The common heath, Epacris impressa, has the distinction of being the first flower to be officially proclaimed an Australian state floral emblem.
It was agreed at a meeting in 1951 by representatives of interested government departments, societies and individuals to name the common heath as the floral emblem of Victoria. Official proclamation of Victoria's state flower was made in 1958.
The generic name Epacris comes from the Greek epi (upon) and akris (hill) and refers to the elevated habitat of some of its species. While the flower is certainly impressive, particularly when blooming en masse, impressa is Latin for "impressed" or "indented" and refers to five dimples on the outside of the basal part of the floral tube.
The flower has a number of color forms including pure white, pale pink, rose pink, crimson, scarlet and rare double-flowered forms. The pink form is the official state flower of Victoria.
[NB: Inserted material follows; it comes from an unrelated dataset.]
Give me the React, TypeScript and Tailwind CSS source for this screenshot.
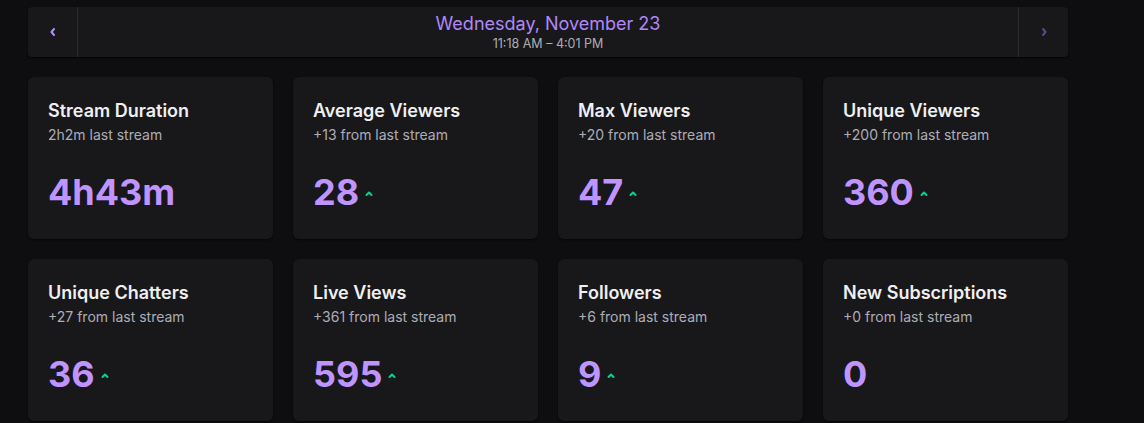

The flowers are tubular and sometimes densely packed around the stem in the leaf axils. This gives the flower cluster a cylindrical brushlike appearance.
A slender, upright shrub growing to a metre or so in height, the common heath flowers from late autumn to late spring, peaking in winter.
In Victoria the common heath is found in coastal regions and nearby foothills, the Grampians and the Little Desert. It also grows in New South Wales, South Australia and Tasmania.
The common heath may be propagated from seed and plants are suitable for cultivation in cool, moist areas in well-drained acidic soils.